To get a better understanding of how SPAC's work, read this CNBC article.

And this for more details on the merger from a Lucid Motors press release:
Lucid Motors to Go Public in Merger with Churchill Capital Corp IV, Bolstering Lucid’s Vision to Redefine Luxury, Performance and Efficiency in the Sustainable Electric Vehicle Market
  • Lucid’s mission is to inspire the adoption of sustainable transportation by creating the most captivating luxury electric vehicles centered around the human experience.
  • Transaction provides additional growth capital as Lucid brings the over 500-mile range Lucid Air luxury electric sedan to market and expands rapidly to offer a broad range of electric vehicle products powered by Lucid’s proprietary electric powertrain technology.
  • CCIV and Lucid are combining at a transaction equity value of $11.75 billion.
  • The transaction includes an approximately $2.1 billion cash contribution by CCIV and a $2.5 billion, fully committed PIPE with an investor lock-up provision that binds holders well beyond closing.
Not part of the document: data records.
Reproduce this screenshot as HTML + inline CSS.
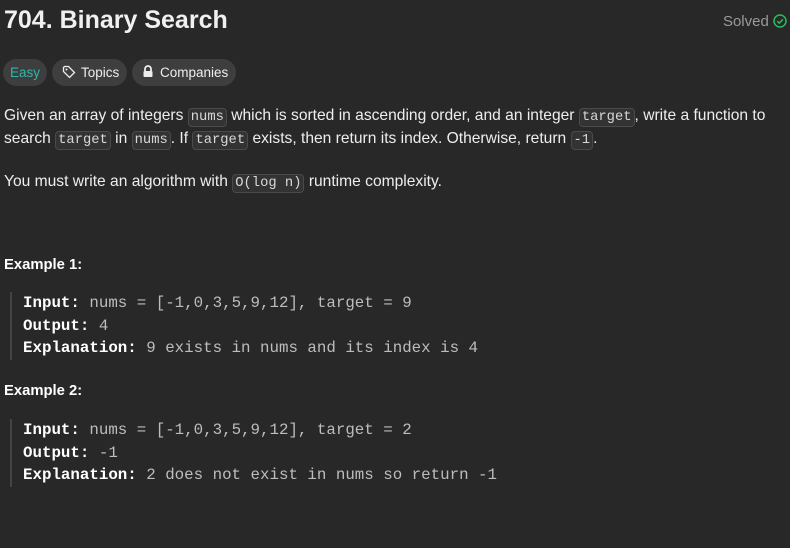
<!DOCTYPE html>
<html><head><style>
body{margin:0;background:#282828;width:790px;height:548px;overflow:hidden;font-family:"Liberation Sans",sans-serif;color:#eff1f6;position:relative}
.a{position:absolute;white-space:nowrap}
h1{position:absolute;left:4px;top:6px;margin:0;font-size:25px;font-weight:600;color:#f0f0f0}
.pill{position:absolute;top:59px;height:27px;border-radius:14px;background:#3e3e3e;font-size:13.5px;line-height:27px;color:#eee}
.p{font-size:15.6px;color:#eee;line-height:23px}
code{font-family:"Liberation Mono",monospace;font-size:13.8px;background:#333;border:1px solid #4a4a4a;border-radius:4px;padding:1px 2px;color:#d8d8d8}
.ex{font-size:14.8px;font-weight:bold;color:#fff}
.pre{position:absolute;left:10px;border-left:2px solid #444;padding-left:11px;font-family:"Liberation Mono",monospace;font-size:15.8px;line-height:22.5px;color:#bdbdbd;white-space:pre}
.pre b{color:#fff}
</style></head><body>
<h1>704. Binary Search</h1>
<div class="a" style="right:3px;top:13px;font-size:15px;color:#9a9a9a">Solved <svg width="14" height="14" viewBox="0 0 14 14" style="vertical-align:-2px"><circle cx="7" cy="7" r="6" fill="none" stroke="#2cbb5d" stroke-width="1.5"/><path d="M4.3 7.2l2 2 3.6-3.8" fill="none" stroke="#2cbb5d" stroke-width="1.5"/></svg></div>
<div class="pill" style="left:3px;width:44px;text-align:center;color:#2db8a8">Easy</div>
<div class="pill" style="left:52px;width:75px"><svg width="14" height="14" viewBox="0 0 14 14" style="position:absolute;left:10px;top:6px"><path d="M1.5 2.5v4l6 6 5-5-6-6h-4z" fill="none" stroke="#eee" stroke-width="1.3"/><circle cx="4.5" cy="4.5" r="1" fill="#eee"/></svg><span style="position:absolute;left:29px">Topics</span></div>
<div class="pill" style="left:132px;width:104px"><svg width="12" height="13" viewBox="0 0 12 13" style="position:absolute;left:10px;top:6px"><path d="M3 6V4a3 3 0 0 1 6 0v2" fill="none" stroke="#eee" stroke-width="1.8"/><rect x="1.5" y="6" width="9" height="6" rx="1" fill="#eee"/></svg><span style="position:absolute;left:28px">Companies</span></div>
<div class="a p" style="left:4px;top:104px">Given an array of integers <code>nums</code> which is sorted in ascending order, and an integer <code>target</code>, write a function to</div>
<div class="a p" style="left:4px;top:127px">search <code>target</code> in <code>nums</code>. If <code>target</code> exists, then return its index. Otherwise, return <code>-1</code>.</div>
<div class="a p" style="left:4px;top:170px">You must write an algorithm with <code>O(log n)</code> runtime complexity.</div>
<div class="a ex" style="left:4px;top:257px">Example 1:</div>
<div class="pre" style="top:292px"><b>Input:</b> nums = [-1,0,3,5,9,12], target = 9
<b>Output:</b> 4
<b>Explanation:</b> 9 exists in nums and its index is 4</div>
<div class="a ex" style="left:4px;top:383px">Example 2:</div>
<div class="pre" style="top:419px"><b>Input:</b> nums = [-1,0,3,5,9,12], target = 2
<b>Output:</b> -1
<b>Explanation:</b> 2 does not exist in nums so return -1</div>
</body></html>
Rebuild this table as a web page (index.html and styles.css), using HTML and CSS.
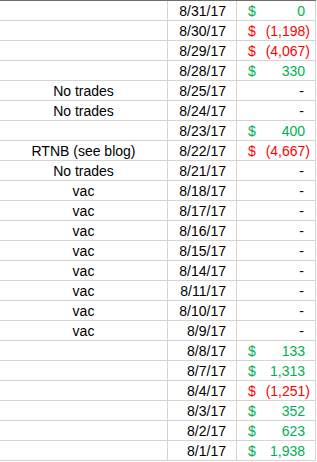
FILE: index.html
```
<!DOCTYPE html>
<html>
<head>
<meta charset="utf-8">
<link rel="stylesheet" href="styles.css">
</head>
<body>
<table class="sheet">
<tr><td class="note"></td><td class="date">8/31/17</td><td class="money pos"><span class="cur">$</span><span class="amt">0</span></td></tr>
<tr><td class="note"></td><td class="date">8/30/17</td><td class="money neg"><span class="cur">$</span><span class="amt">(1,198)</span></td></tr>
<tr><td class="note"></td><td class="date">8/29/17</td><td class="money neg"><span class="cur">$</span><span class="amt">(4,067)</span></td></tr>
<tr><td class="note"></td><td class="date">8/28/17</td><td class="money pos"><span class="cur">$</span><span class="amt">330</span></td></tr>
<tr><td class="note">No trades</td><td class="date">8/25/17</td><td class="money nil"><span class="amt">-</span></td></tr>
<tr><td class="note">No trades</td><td class="date">8/24/17</td><td class="money nil"><span class="amt">-</span></td></tr>
<tr><td class="note"></td><td class="date">8/23/17</td><td class="money pos"><span class="cur">$</span><span class="amt">400</span></td></tr>
<tr><td class="note">RTNB (see blog)</td><td class="date">8/22/17</td><td class="money neg"><span class="cur">$</span><span class="amt">(4,667)</span></td></tr>
<tr><td class="note">No trades</td><td class="date">8/21/17</td><td class="money nil"><span class="amt">-</span></td></tr>
<tr><td class="note">vac</td><td class="date">8/18/17</td><td class="money nil"><span class="amt">-</span></td></tr>
<tr><td class="note">vac</td><td class="date">8/17/17</td><td class="money nil"><span class="amt">-</span></td></tr>
<tr><td class="note">vac</td><td class="date">8/16/17</td><td class="money nil"><span class="amt">-</span></td></tr>
<tr><td class="note">vac</td><td class="date">8/15/17</td><td class="money nil"><span class="amt">-</span></td></tr>
<tr><td class="note">vac</td><td class="date">8/14/17</td><td class="money nil"><span class="amt">-</span></td></tr>
<tr><td class="note">vac</td><td class="date">8/11/17</td><td class="money nil"><span class="amt">-</span></td></tr>
<tr><td class="note">vac</td><td class="date">8/10/17</td><td class="money nil"><span class="amt">-</span></td></tr>
<tr><td class="note">vac</td><td class="date">8/9/17</td><td class="money nil"><span class="amt">-</span></td></tr>
<tr><td class="note"></td><td class="date">8/8/17</td><td class="money pos"><span class="cur">$</span><span class="amt">133</span></td></tr>
<tr><td class="note"></td><td class="date">8/7/17</td><td class="money pos"><span class="cur">$</span><span class="amt">1,313</span></td></tr>
<tr><td class="note"></td><td class="date">8/4/17</td><td class="money neg"><span class="cur">$</span><span class="amt">(1,251)</span></td></tr>
<tr><td class="note"></td><td class="date">8/3/17</td><td class="money pos"><span class="cur">$</span><span class="amt">352</span></td></tr>
<tr><td class="note"></td><td class="date">8/2/17</td><td class="money pos"><span class="cur">$</span><span class="amt">623</span></td></tr>
<tr><td class="note"></td><td class="date">8/1/17</td><td class="money pos"><span class="cur">$</span><span class="amt">1,938</span></td></tr>
</table>
</body>
</html>
```
FILE: styles.css
```
html, body {
  margin: 0;
  padding: 0;
  background: #ffffff;
}
.sheet {
  border-collapse: separate;
  border-spacing: 0;
  border-top: 1px solid #6e6e6e;
  font-family: "Liberation Sans", Arial, sans-serif;
  font-size: 14px;
  color: #000000;
  table-layout: fixed;
  width: 316px;
}
.sheet td {
  height: 19px;
  padding: 1px 0 0 0;
  box-sizing: border-box;
  line-height: 18px;
  border-right: 1px solid #d4d4d4;
  border-bottom: 1px solid #d4d4d4;
  white-space: nowrap;
  overflow: hidden;
}
.sheet tr {
  height: 20px;
}
.sheet td.note {
  width: 168px;
  text-align: center;
}
.sheet td.date {
  width: 69px;
  text-align: right;
  padding-right: 10px;
}
.sheet td.money {
  width: 79px;
}
.cur {
  float: left;
  margin-left: 11px;
}
.amt {
  float: right;
  margin-right: 5px;
}
.pos { color: #00b050; }
.pos .amt { margin-right: 10px; }
.neg { color: #ff0000; }
.nil { color: #000000; }
.nil .amt { margin-right: 11px; }
```
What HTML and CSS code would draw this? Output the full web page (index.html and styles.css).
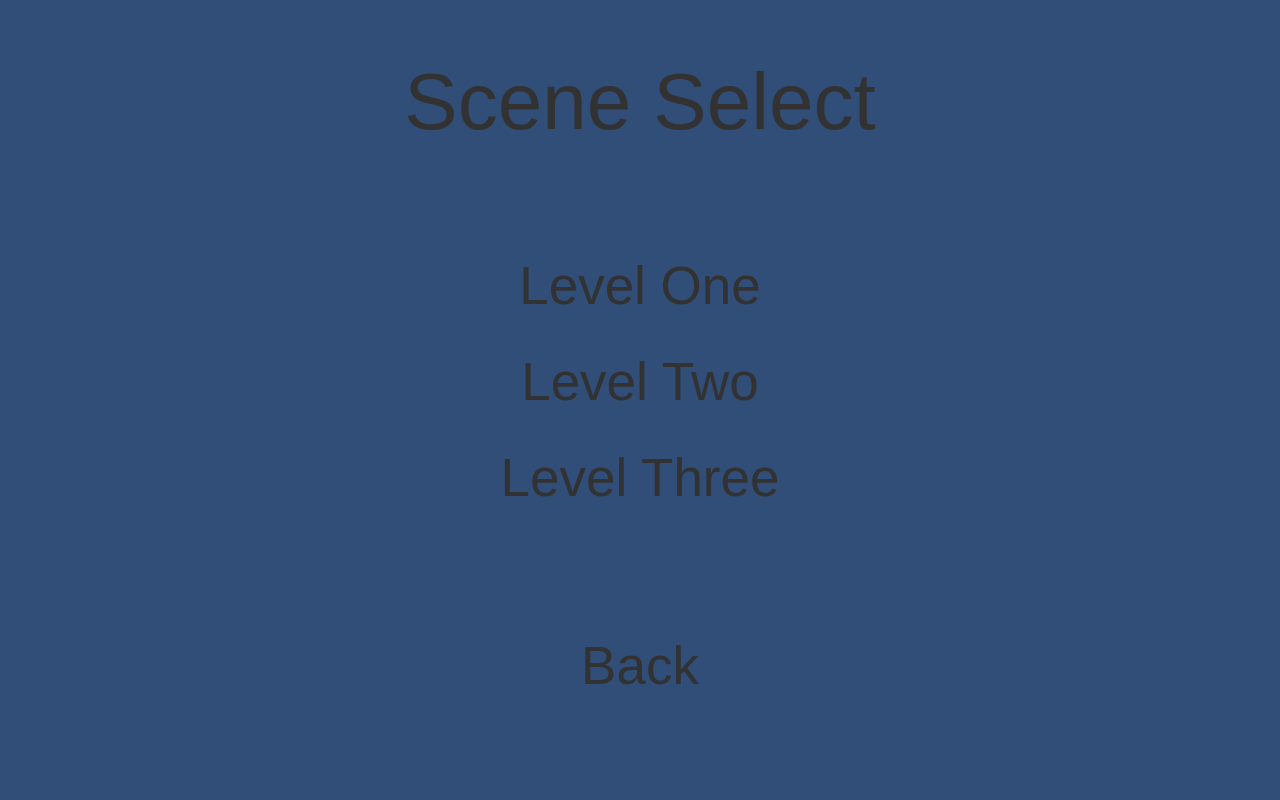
FILE: index.html
```html
<!DOCTYPE html>
<html lang="en">
<head>
<meta charset="utf-8">
<title>Scene Select</title>
<link rel="stylesheet" href="styles.css">
</head>
<body>
<main class="screen">
  <h1 class="title">Scene Select</h1>
  <nav class="levels">
    <button class="menu-btn">Level One</button>
    <button class="menu-btn">Level Two</button>
    <button class="menu-btn">Level Three</button>
  </nav>
  <button class="menu-btn back">Back</button>
</main>
</body>
</html>
```
FILE: styles.css
```css
html, body {
  margin: 0;
  padding: 0;
  height: 100%;
  background: #314e79;
}
.screen {
  height: 800px;
  display: flex;
  flex-direction: column;
  align-items: center;
  font-family: "Liberation Sans", Arial, sans-serif;
  color: #323232;
  box-sizing: border-box;
  padding-top: 62px;
}
.title {
  margin: 0;
  font-size: 80px;
  font-weight: normal;
  line-height: 80px;
}
.levels {
  margin-top: 96px;
  display: flex;
  flex-direction: column;
  align-items: center;
}
.menu-btn {
  background: none;
  border: 0;
  padding: 0;
  margin: 0;
  font-family: inherit;
  color: inherit;
  font-size: 53px;
  line-height: 96px;
  height: 96px;
}
.back {
  margin-top: 92px;
}
```
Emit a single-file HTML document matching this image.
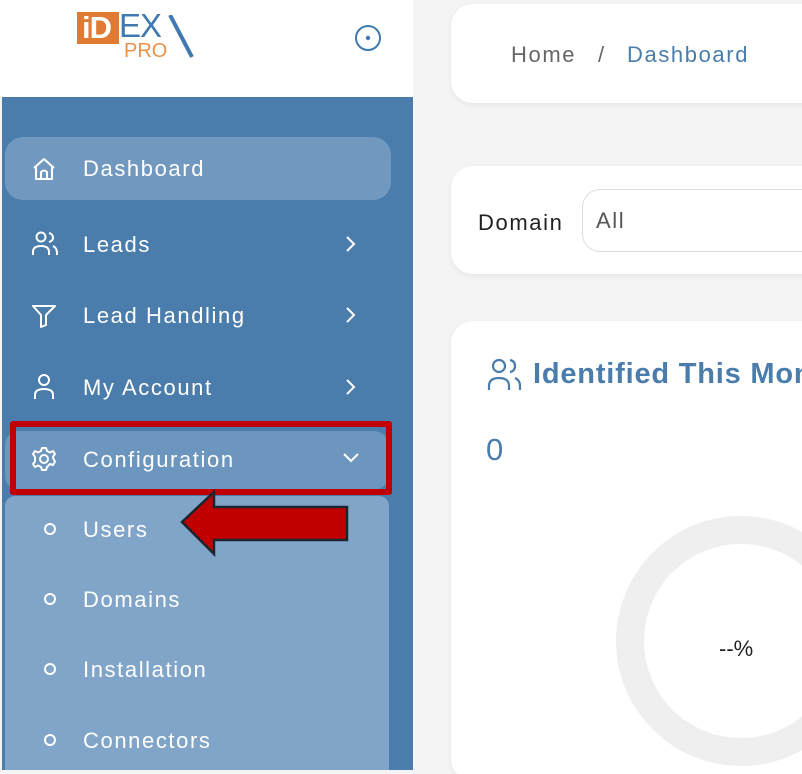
<!DOCTYPE html>
<html style="overflow:hidden"><head><meta charset="utf-8"><style>
*{margin:0;padding:0;box-sizing:border-box}
html,body{width:802px;height:774px;overflow:hidden}
body{background:#f4f4f4;font-family:"Liberation Sans",sans-serif;position:relative}
.abs{position:absolute}
.side{left:2px;top:97px;width:411px;height:673px;background:#4a7dab}
.top{left:0;top:0;width:413px;height:97px;background:#fff}
.item{position:absolute;left:0;width:411px;color:#fff;font-size:22px;letter-spacing:1.6px}
.item .t{position:absolute;left:83px;top:2px}
.item svg{position:absolute}
.card{background:#fff;border-radius:22px;box-shadow:0 2px 6px rgba(0,0,0,0.06)}
.w{letter-spacing:1.6px;font-size:22px}
</style></head><body>
<div class="abs top"></div>
<!-- logo -->
<div class="abs" style="left:77px;top:12px;width:42px;height:32px;background:#e07b35"></div>
<div class="abs" style="left:82px;top:10px;font-size:31px;font-weight:bold;color:#fff;letter-spacing:-1px">iD</div>
<div class="abs" style="left:119px;top:7px;font-size:33px;color:#3f79b0;letter-spacing:-1px">EX</div>
<div class="abs" style="left:124px;top:40px;font-size:20px;color:#e8924a">PRO</div>
<svg class="abs" style="left:150px;top:15px" width="45" height="45"><path d="M20 0 L42 42" stroke="#3f79b0" stroke-width="4"/></svg>
<svg class="abs" style="left:353px;top:24px" width="30" height="30"><circle cx="15" cy="14" r="12" fill="none" stroke="#3f79b0" stroke-width="2"/><circle cx="15" cy="14" r="2.2" fill="#3f79b0"/></svg>

<div class="abs side"></div>
<div class="abs" style="left:5px;top:137px;width:386px;height:63px;border-radius:18px;background:#7199c0"></div>
<div class="abs" style="left:5px;top:431px;width:383px;height:59px;border-radius:14px;background:#6d96be"></div>
<div class="abs" style="left:5px;top:496px;width:384px;height:274px;border-radius:10px 10px 0 0;background:#81a5c8"></div>

<div class="item" style="top:154px"><svg style="left:31px;top:2px" width="26" height="26" fill="none" stroke="#fff" stroke-width="2" stroke-linejoin="round"><path d="M3 12 L13 3 L23 12 M5 10 V23 H21 V10 M10 23 V16 Q13 13 16 16 V23"/></svg><span class="t">Dashboard</span></div>
<div class="item" style="top:230px"><svg style="left:31px;top:1px" width="28" height="26" fill="none" stroke="#fff" stroke-width="2"><circle cx="10" cy="6" r="4.5"/><path d="M2 24 V21 Q2 15 10 15 Q18 15 18 21 V24 M18 2 Q22 3 22 7 Q22 10 18 11 M22 15 Q26 17 26 22 V24"/></svg><span class="t">Leads</span><svg style="left:343px;top:5px" width="14" height="18" fill="none" stroke="#fff" stroke-width="2"><path d="M4 2 L11 9 L4 16"/></svg></div>
<div class="item" style="top:301px"><svg style="left:31px;top:1px" width="26" height="26" fill="none" stroke="#fff" stroke-width="2" stroke-linejoin="round"><path d="M2 4 H24 L15 13 V23 L10 25 V13 Z"/></svg><span class="t">Lead Handling</span><svg style="left:343px;top:5px" width="14" height="18" fill="none" stroke="#fff" stroke-width="2"><path d="M4 2 L11 9 L4 16"/></svg></div>
<div class="item" style="top:373px"><svg style="left:31px;top:0px" width="26" height="28" fill="none" stroke="#fff" stroke-width="2"><circle cx="13" cy="7" r="5"/><path d="M4 26 V22 Q4 16 13 16 Q22 16 22 22 V26"/></svg><span class="t">My Account</span><svg style="left:343px;top:5px" width="14" height="18" fill="none" stroke="#fff" stroke-width="2"><path d="M4 2 L11 9 L4 16"/></svg></div>
<div class="item" style="top:445px"><svg style="left:31px;top:1px" width="26" height="26" fill="none" stroke="#fff" stroke-width="2"><circle cx="13" cy="13" r="4"/><path d="M11 2 H15 L16 5 L19 6.5 L22 5 L24 8 L22 10.5 L22.5 13 L24 15.5 L22 19 L19 18 L16 21 L15 24 H11 L10 21 L7 19.5 L4 21 L2 18 L4 15.5 V11 L2 8 L4 5 L7 6.5 L10 5 Z" stroke-linejoin="round"/></svg><span class="t">Configuration</span><svg style="left:341px;top:6px" width="20" height="14" fill="none" stroke="#fff" stroke-width="2"><path d="M3 3 L10 10 L17 3"/></svg></div>
<div class="item" style="top:515px"><svg style="left:43px;top:7px" width="14" height="14"><circle cx="7" cy="7" r="5" fill="none" stroke="#fff" stroke-width="2"/></svg><span class="t">Users</span></div>
<div class="item" style="top:585px"><svg style="left:43px;top:7px" width="14" height="14"><circle cx="7" cy="7" r="5" fill="none" stroke="#fff" stroke-width="2"/></svg><span class="t">Domains</span></div>
<div class="item" style="top:655px"><svg style="left:43px;top:7px" width="14" height="14"><circle cx="7" cy="7" r="5" fill="none" stroke="#fff" stroke-width="2"/></svg><span class="t">Installation</span></div>
<div class="item" style="top:726px"><svg style="left:43px;top:7px" width="14" height="14"><circle cx="7" cy="7" r="5" fill="none" stroke="#fff" stroke-width="2"/></svg><span class="t">Connectors</span></div>

<div class="abs" style="left:10px;top:421px;width:382px;height:74px;border:6px solid #c00000;border-radius:3px"></div>
<svg class="abs" style="left:178px;top:488px" width="175" height="72"><path d="M4 34 L36 4 V19 H169 V52 H36 V66 Z" fill="#c00000" stroke="#1a2530" stroke-width="2.5" stroke-linejoin="miter"/></svg>

<!-- right -->
<div class="abs card" style="left:451px;top:4px;width:380px;height:99px"></div>
<div class="abs w" style="left:511px;top:42px;color:#666">Home</div>
<div class="abs w" style="left:598px;top:42px;color:#666">/</div>
<div class="abs w" style="left:627px;top:42px;color:#4a7dab">Dashboard</div>

<div class="abs card" style="left:451px;top:166px;width:380px;height:108px"></div>
<div class="abs w" style="left:478px;top:210px;color:#222">Domain</div>
<div class="abs" style="left:582px;top:189px;width:260px;height:63px;border:1px solid #ddd;border-radius:18px"></div>
<div class="abs w" style="left:596px;top:208px;color:#555">All</div>

<div class="abs card" style="left:451px;top:321px;width:380px;height:460px"></div>
<svg class="abs" style="left:487px;top:358px" width="36" height="34" fill="none" stroke="#4a7dab" stroke-width="2.2"><circle cx="12" cy="8" r="6"/><path d="M2 32 V28 Q2 20 12 20 Q22 20 22 28 V32 M23 2 Q28 3 28 8 Q28 13 23 14 M28 20 Q33 22 33 28 V32"/></svg>
<div class="abs" style="left:533px;top:358px;font-size:29px;font-weight:bold;letter-spacing:0.8px;color:#4a7dab;white-space:nowrap">Identified This Month</div>
<div class="abs" style="left:486px;top:432px;font-size:31px;color:#4a7dab">0</div>
<div class="abs" style="left:616px;top:516px;width:250px;height:250px;border-radius:50%;border:28px solid #efefef"></div>
<div class="abs" style="left:719px;top:636px;font-size:22px;color:#222">--%</div>
</body></html>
The PIPE is priced at $15.00 per share (a 50% premium to CCIV’s net asset value) with an implied pro forma equity value of $24 billion.
  • PIPE investment anchored by the Public Investment Fund (PIF) as well as funds and accounts managed by BlackRock, Fidelity Management & Research LLC, Franklin Templeton, Neuberger Berman, Wellington Management and Winslow Capital Management, LLC.
  • This transaction includes the largest ever SPAC-related common stock PIPE.
  • Peter Rawlinson will continue to lead Lucid as CEO and CTO.
  • Lucid currently employs nearly 2,000 people, with 3,000 employees expected to be added in the U.S. domestically by the end of 2022.
NEWARK, CA and NEW YORK, NY — February 22, 2021 — Lucid Motors (“Lucid”), which is setting new standards for sustainable mobility with its advanced luxury EVs, and Churchill Capital Corp IV (NYSE: CCIV) (“CCIV” or “Churchill”), a special purpose acquisition company, announced today that they have entered into a definitive merger agreement. CCIV and Lucid are combining at a transaction equity value of $11.75 billion. The transaction values Lucid at an initial pro-forma equity value of approximately $24 billion at the PIPE offer price of $15.00 per share and will provide Lucid with approximately $4.4 billion in cash (assuming no existing CCIV shares are redeemed for cash at closing).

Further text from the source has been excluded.